Another paradox of our freedom is that we don’t receive that inheritance just as individuals. Entering into the Kingdom of God is a group project, and it involves all God’s children. What is our freedom for if not to welcome in God’s children when they flee from poverty, violence, and civil war? Inheriting God’s Kingdom means caring for the spiritual, emotional, and physical needs of the smallest and most vulnerable of its heirs.
Loving our neighbor as we love ourselves fulfills everything which was required by the law that was given to Moses. Living in the Spirit not only means we can check off “complying with the law” from of our to-do list, it also means that our lives will bear certain fruits.
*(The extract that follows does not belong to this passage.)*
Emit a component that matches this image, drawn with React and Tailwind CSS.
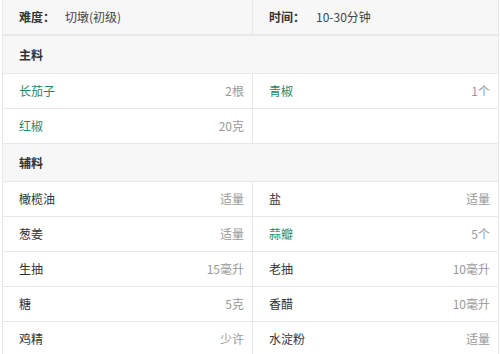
import React from "react";

const GREEN = "text-[#1e8a6a]";

function Cell({ name, qty, green, right }) {
  return (
    <div
      className={`flex items-center justify-between pl-4 pr-2 ${right ? "" : "border-r border-[#e8e8e8]"}`}
    >
      <span className={green ? GREEN : "text-[#333]"}>{name}</span>
      <span className="text-[#999]">{qty}</span>
    </div>
  );
}

function Row({ left, right }) {
  return (
    <div className="grid grid-cols-[250px_1fr] h-[35px] border-b border-[#e8e8e8]">
      {left ? <Cell {...left} /> : <div className="border-r border-[#e8e8e8]" />}
      {right ? <Cell {...right} right /> : <div />}
    </div>
  );
}

function Section({ title }) {
  return (
    <div className="h-[38px] flex items-center pl-4 bg-[#f7f7f7] border-b border-[#e8e8e8] font-bold text-[#333]">
      {title}
    </div>
  );
}

export default function App() {
  const main = [
    [{ name: "长茄子", qty: "2根", green: true }, { name: "青椒", qty: "1个", green: true }],
    [{ name: "红椒", qty: "20克", green: true }, null],
  ];
  const aux = [
    [{ name: "橄榄油", qty: "适量" }, { name: "盐", qty: "适量" }],
    [{ name: "葱姜", qty: "适量" }, { name: "蒜瓣", qty: "5个", green: true }],
    [{ name: "生抽", qty: "15毫升" }, { name: "老抽", qty: "10毫升" }],
    [{ name: "糖", qty: "5克" }, { name: "香醋", qty: "10毫升" }],
    [{ name: "鸡精", qty: "少许" }, { name: "水淀粉", qty: "适量" }],
  ];
  return (
    <div
      className="w-[500px] h-[354px] overflow-hidden bg-white text-[12px] leading-none"
      style={{ fontFamily: '"Noto Sans CJK SC", "Noto Sans", sans-serif' }}
    >
      <div className="ml-[2px] w-[497px] border-l border-r border-[#e8e8e8]">
        <div className="grid grid-cols-[250px_1fr] h-[36px] bg-[#f7f7f7] border-b-2 border-[#e8e8e8]">
          <div className="flex items-center pl-4 border-r border-[#e8e8e8]">
            <span className="font-bold text-[#333] w-[46px]">难度：</span>
            <span className="text-[#444]">切墩(初级)</span>
          </div>
          <div className="flex items-center pl-4">
            <span className="font-bold text-[#333] w-[47px]">时间：</span>
            <span className="text-[#444]">10-30分钟</span>
          </div>
        </div>
        <Section title="主料" />
        {main.map((r, i) => (
          <Row key={i} left={r[0]} right={r[1]} />
        ))}
        <Section title="辅料" />
        {aux.map((r, i) => (
          <Row key={i} left={r[0]} right={r[1]} />
        ))}
      </div>
    </div>
  );
}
Joy, peace, patience, and kindness. Faithfulness, gentleness, and self-control. At the top of the list is love, and St. Paul says that living in the Spirit means living in love. That is the story which God has been trying to tell us all along. God’s story is about love and God’s story is love.
We stand today, like Elijah on the banks of the Jordan and like the disciples on the edge of a Samaritan village, with the hard won privilege to speak freely. Our words have the power to do unbelievable things … right now, right this very moment. The most powerful, most life changing thing they can do is tell God’s story to a world that needs Christ’s loving, liberating, and life-giving word.